In trading details, gold futures for June delivery fell by nearly 2%, losing about $45 to settle at $2,318.40 an ounce, after hitting lower levels during the session. This decline follows a strong rally that propelled gold to historic highs in recent weeks.
General context: The inverse relationship with interest rates
Historically, gold has been considered a safe haven for investors during times of economic and political uncertainty. However, its price is significantly influenced by monetary policy, particularly in the United States. There is an inverse relationship between gold prices and interest rates; when the Federal Reserve raises interest rates, the opportunity cost of holding non-yielding gold increases, prompting investors to seek other interest-bearing assets such as government bonds. Investors widely expect the Fed to keep interest rates unchanged at its current meeting, but they will be closely watching Chairman Jerome Powell's remarks for any clues about the future path of interest rates and when they might begin to be cut.
The impact of geopolitical tensions and the importance of the event
Escalating tensions in the Middle East have been a major driver of recent gold price increases, as demand for the precious metal as a safe haven asset has risen. Any signs of de-escalation or a reduction in tensions in the region lower the “risk premium” added to the price of gold, leading to profit-taking by investors. This development has both regional and international implications. Regionally, stable gold prices impact retail markets in Arab countries, which experience high demand for gold jewelry. Internationally, the decline in prices reflects a shift in risk appetite among major investors and global financial institutions.
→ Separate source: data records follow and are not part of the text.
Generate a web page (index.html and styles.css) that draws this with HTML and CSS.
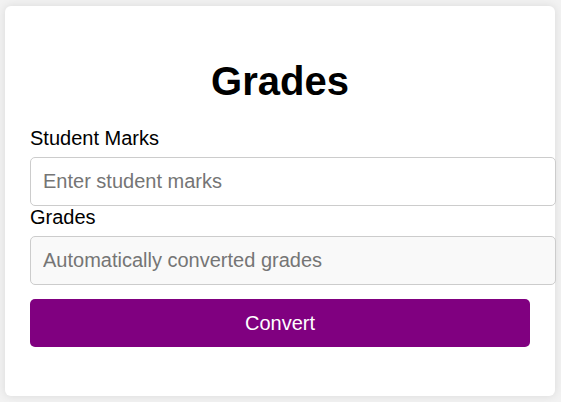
FILE: index.html
```html
<!DOCTYPE html>
<html>
<head>
<meta charset="utf-8">
<link rel="stylesheet" href="styles.css">
</head>
<body>
<div class="card">
  <h1 class="title">Grades</h1>
  <label class="label" for="marks">Student Marks</label>
  <input class="field" id="marks" type="text" placeholder="Enter student marks">
  <label class="label" for="grades">Grades</label>
  <input class="field field-readonly" id="grades" type="text" placeholder="Automatically converted grades" readonly>
  <button class="btn" type="button">Convert</button>
</div>
</body>
</html>
```
FILE: styles.css
```css
html, body {
  margin: 0;
  padding: 0;
  background: #f2f2f2;
  font-family: "Liberation Sans", Arial, sans-serif;
}
body {
  padding-top: 6px;
  height: 396px;
  overflow: hidden;
}
.card {
  width: 500px;
  margin: 0 0 0 5px;
  padding: 25px;
  background: #fff;
  border-radius: 6px;
  box-shadow: 0 0 10px rgba(0, 0, 0, 0.1);
  height: 340px;
}
.title {
  font-size: 40px;
  font-weight: bold;
  text-align: center;
  color: #000;
  margin: 27px 0 23px;
  line-height: 46px;
}
.label {
  display: block;
  font-size: 20px;
  line-height: 23px;
  color: #000;
  margin-bottom: 7px;
}
.field {
  display: block;
  width: 100%;
  margin: 0;
  padding: 12px;
  font-family: "Liberation Sans", Arial, sans-serif;
  font-size: 20px;
  line-height: 23px;
  height: 23px;
  border: 1px solid #ccc;
  border-radius: 5px;
  background: #fff;
  color: #000;
  outline: none;
}
.field::placeholder {
  color: #757575;
}
.field-readonly {
  background: #f9f9f9;
}
.btn {
  display: block;
  width: 100%;
  margin-top: 14px;
  height: 48px;
  padding: 0;
  border: none;
  border-radius: 5px;
  background: #800080;
  color: #fff;
  font-family: "Liberation Sans", Arial, sans-serif;
  font-size: 20px;
  cursor: pointer;
}
```
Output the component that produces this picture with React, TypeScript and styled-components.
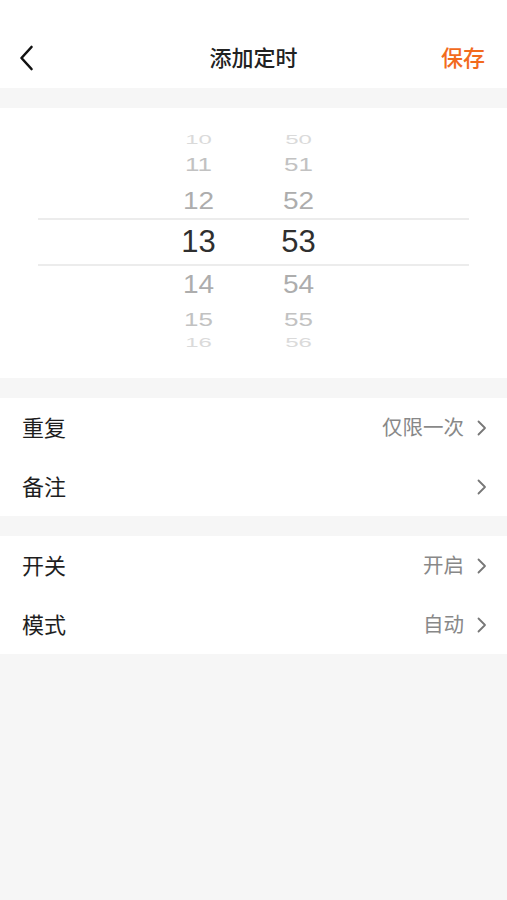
import React from "react";
import styled, { createGlobalStyle } from "styled-components";

const Global = createGlobalStyle`
  html, body { margin: 0; padding: 0; background: #f6f6f6; }
  body { font-family: "Liberation Sans", "Noto Sans CJK SC", sans-serif; }
  * { box-sizing: border-box; }
`;

const Page = styled.div`
  width: 507px;
  min-height: 900px;
  background: #f6f6f6;
  display: flex;
  flex-direction: column;
`;

const Header = styled.header`
  height: 88px;
  padding-top: 28px;
  background: #fff;
  display: grid;
  grid-template-columns: 80px 1fr 80px;
  align-items: center;
`;

const BackButton = styled.button`
  border: 0;
  background: none;
  padding: 0 0 0 19px;
  height: 100%;
  display: flex;
  align-items: center;
`;

const Title = styled.h1`
  margin: -5px 0 0;
  text-align: center;
  font-family: "Noto Sans CJK SC", sans-serif;
  font-size: 22px;
  font-weight: 500;
  color: #222;
`;

const SaveButton = styled.button`
  border: 0;
  background: none;
  margin-top: -5px;
  padding: 0 22px 0 0;
  text-align: right;
  font-family: "Noto Sans CJK SC", sans-serif;
  font-size: 22px;
  font-weight: 500;
  color: #f26b1d;
`;

const Section = styled.section<{ $gap?: number }>`
  margin-top: ${(p) => p.$gap ?? 20}px;
  background: #fff;
`;

const PickerArea = styled.div`
  padding: 24px 38px 27px;
`;

const Wheel = styled.div`
  position: relative;
  display: flex;
  justify-content: center;
  padding-right: 10px;
  height: 219px;
  overflow: hidden;
`;

const Band = styled.div`
  position: absolute;
  left: 0;
  right: 0;
  top: 86px;
  height: 48px;
  border-top: 2px solid #ececec;
  border-bottom: 2px solid #ececec;
  pointer-events: none;
`;

const Column = styled.div`
  width: 100px;
  display: flex;
  flex-direction: column;
  align-items: center;
`;

const Slot = styled.div<{ $h: number; $size: number; $scale: number; $color: string; $shift: number }>`
  height: ${(p) => p.$h}px;
  display: flex;
  align-items: center;
  justify-content: center;
  font-family: "Liberation Sans", sans-serif;
  font-size: ${(p) => p.$size}px;
  color: ${(p) => p.$color};
  transform: translateY(${(p) => p.$shift}px) scaleY(${(p) => p.$scale});
  line-height: 1;
`;

const Row = styled.div`
  height: 59px;
  padding: 0 20px 0 22px;
  display: flex;
  align-items: center;
  font-family: "Noto Sans CJK SC", sans-serif;
`;

const Label = styled.span`
  flex: 1;
  margin-top: -4px;
  font-size: 22px;
  font-weight: 400;
  color: #1e1e1e;
`;

const Value = styled.span`
  margin-top: -4px;
  font-size: 20.5px;
  color: #888;
  margin-right: 13px;
`;

const slots = [
  { h: 16, size: 24, scale: 0.55, color: "#dadada", shift: 0 },
  { h: 32, size: 26, scale: 0.74, color: "#c2c2c2", shift: 0 },
  { h: 38, size: 28, scale: 0.88, color: "#adadad", shift: 2 },
  { h: 47, size: 31, scale: 1, color: "#2f2f2f", shift: 0 },
  { h: 38, size: 28, scale: 0.9, color: "#adadad", shift: 1 },
  { h: 32, size: 26, scale: 0.74, color: "#c2c2c2", shift: 0 },
  { h: 16, size: 24, scale: 0.55, color: "#dadada", shift: 0 },
];

const hours = ["10", "11", "12", "13", "14", "15", "16"];
const minutes = ["50", "51", "52", "53", "54", "55", "56"];

const Chevron = () => (
  <svg width="10" height="16" viewBox="0 0 10 16" fill="none">
    <path d="M1.5 1.5 L8 8 L1.5 14.5" stroke="#777" strokeWidth="1.8" strokeLinecap="round" strokeLinejoin="round" />
  </svg>
);

const BackIcon = () => (
  <svg width="15" height="26" viewBox="0 0 15 26" fill="none">
    <path d="M12.5 2 L2.5 13 L12.5 24" stroke="#111" strokeWidth="2.6" strokeLinecap="round" strokeLinejoin="round" />
  </svg>
);

const WheelColumn = ({ values }: { values: string[] }) => (
  <Column>
    {values.map((v, i) => (
      <Slot
        key={v}
        $h={slots[i].h}
        $size={slots[i].size}
        $scale={slots[i].scale}
        $color={slots[i].color}
        $shift={slots[i].shift}
      >
        {v}
      </Slot>
    ))}
  </Column>
);

const SettingRow = ({ label, value }: { label: string; value?: string }) => (
  <Row>
    <Label>{label}</Label>
    {value && <Value>{value}</Value>}
    <Chevron />
  </Row>
);

export default function App() {
  return (
    <Page>
      <Global />
      <Header>
        <BackButton aria-label="返回">
          <BackIcon />
        </BackButton>
        <Title>添加定时</Title>
        <SaveButton>保存</SaveButton>
      </Header>
      <Section>
        <PickerArea>
          <Wheel>
            <WheelColumn values={hours} />
            <WheelColumn values={minutes} />
            <Band />
          </Wheel>
        </PickerArea>
      </Section>
      <Section>
        <SettingRow label="重复" value="仅限一次" />
        <SettingRow label="备注" />
      </Section>
      <Section>
        <SettingRow label="开关" value="开启" />
        <SettingRow label="模式" value="自动" />
      </Section>
    </Page>
  );
}
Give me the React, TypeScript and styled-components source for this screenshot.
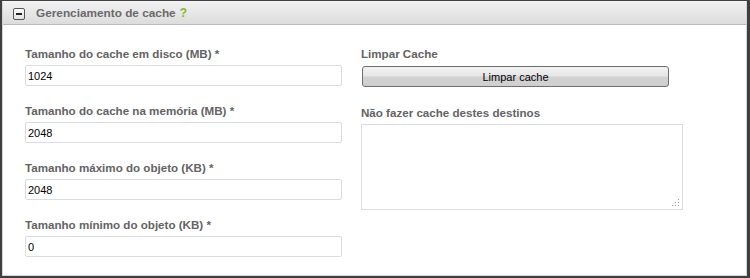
import React from "react";
import styled, { createGlobalStyle } from "styled-components";

const Global = createGlobalStyle`
  html, body { margin: 0; padding: 0; background: #ffffff; }
  body { width: 750px; height: 278px; overflow: hidden; font-family: "Liberation Sans", Arial, sans-serif; }
  * { box-sizing: border-box; }
`;

const Frame = styled.div`
  width: 750px;
  height: 278px;
  border-style: solid;
  border-color: #3f3f3f;
  border-width: 1px 3px 3px 2px;
  background: #fff;
  display: flex;
  flex-direction: column;
`;

const Panel = styled.div`
  flex: 1;
  border: 1px solid #d4d4d4;
  border-top-color: #f6f6f6;
  display: flex;
  flex-direction: column;
`;

const Header = styled.div`
  height: 23px;
  display: flex;
  align-items: center;
  padding-left: 10px;
  background: linear-gradient(#f1f1f1, #dcdcdc);
  border-bottom: 1px solid #b9b9b9;
`;

const Toggle = styled.span`
  width: 12px;
  height: 12px;
  border: 1px solid #555;
  border-radius: 2px;
  background: linear-gradient(#fafafa, #e2e2e2);
  display: flex;
  align-items: center;
  justify-content: center;
  margin-right: 11px;
  margin-top: 1px;
  &::after {
    content: "";
    width: 6px;
    height: 2px;
    background: #222;
  }
`;

const Title = styled.span`
  font-size: 11.8px;
  font-weight: bold;
  color: #6a6a6a;
`;

const Help = styled.span`
  color: #8db32a;
  font-weight: bold;
  font-size: 12px;
  margin-left: 4px;
`;

const Body = styled.div`
  display: grid;
  grid-template-columns: 317px 322px;
  column-gap: 19px;
  padding: 22px 0 0 22px;
`;

const Column = styled.div`
  display: flex;
  flex-direction: column;
`;

const Field = styled.div<{ $gap?: number }>`
  display: flex;
  flex-direction: column;
  margin-bottom: ${(p) => p.$gap ?? 18}px;
`;

const Label = styled.label`
  font-size: 11.6px;
  font-weight: bold;
  color: #636363;
  line-height: 14px;
  margin-bottom: 4px;
`;

const Input = styled.input`
  width: 317px;
  height: 21px;
  border: 1px solid #d9dde3;
  border-radius: 2px;
  padding: 0 2px;
  font-family: "Liberation Sans", Arial, sans-serif;
  font-size: 11px;
  color: #000;
  outline: none;
`;

const Button = styled.button<{ $width: number }>`
  width: ${(p) => p.$width}px;
  height: 21px;
  margin: 1px 0 0 1px;
  border: 1px solid #6f6f6f;
  border-radius: 3px;
  background: linear-gradient(#f2f2f2 0%, #e6e6e6 45%, #d2d2d2 55%, #cfcfcf 100%);
  font-family: "Liberation Sans", Arial, sans-serif;
  font-size: 11px;
  color: #000;
  padding: 0;
`;

const TextArea = styled.div`
  width: 322px;
  height: 86px;
  border: 1px solid #d9dde3;
  position: relative;
`;

const Grip = styled.svg`
  position: absolute;
  right: 2px;
  bottom: 2px;
`;

const fields = [
  { label: "Tamanho do cache em disco (MB)", value: "1024" },
  { label: "Tamanho do cache na memória (MB)", value: "2048" },
  { label: "Tamanho máximo do objeto (KB)", value: "2048" },
  { label: "Tamanho mínimo do objeto (KB)", value: "0" },
];

export default function App() {
  return (
    <>
      <Global />
      <Frame>
        <Panel>
          <Header>
            <Toggle />
            <Title>
              Gerenciamento de cache<Help>?</Help>
            </Title>
          </Header>
          <Body>
            <Column>
              {fields.map((f) => (
                <Field key={f.label}>
                  <Label>{f.label} *</Label>
                  <Input defaultValue={f.value} readOnly />
                </Field>
              ))}
            </Column>
            <Column>
              <Field $gap={19}>
                <Label>Limpar Cache</Label>
                <Button $width={307}>Limpar cache</Button>
              </Field>
              <Field>
                <Label>Não fazer cache destes destinos</Label>
                <TextArea>
                  <Grip width="8" height="8" viewBox="0 0 8 8">
                    <g fill="#9a9a9a">
                      <rect x="6" y="0" width="1" height="1" />
                      <rect x="3" y="3" width="1" height="1" />
                      <rect x="6" y="3" width="1" height="1" />
                      <rect x="0" y="6" width="1" height="1" />
                      <rect x="3" y="6" width="1" height="1" />
                      <rect x="6" y="6" width="1" height="1" />
                    </g>
                  </Grip>
                </TextArea>
              </Field>
            </Column>
          </Body>
        </Panel>
      </Frame>
    </>
  );
}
Other precious metals and central bank holdings
Gold wasn't the only metal to decline; other precious metals followed suit. Silver futures fell 1.25% to $26.815 an ounce. Platinum futures dropped 2.55% to $959.30, and palladium declined 2% to $960.50. Despite this short-term pullback, data from the World Gold Council revealed a long-term trend supporting the yellow metal, with central bank gold holdings rising at their fastest pace in the first quarter of this year. Net purchases reached 290 tons, confirming continued confidence in gold as a strategic reserve asset, with countries like China, Turkey, and India leading the list of buyers.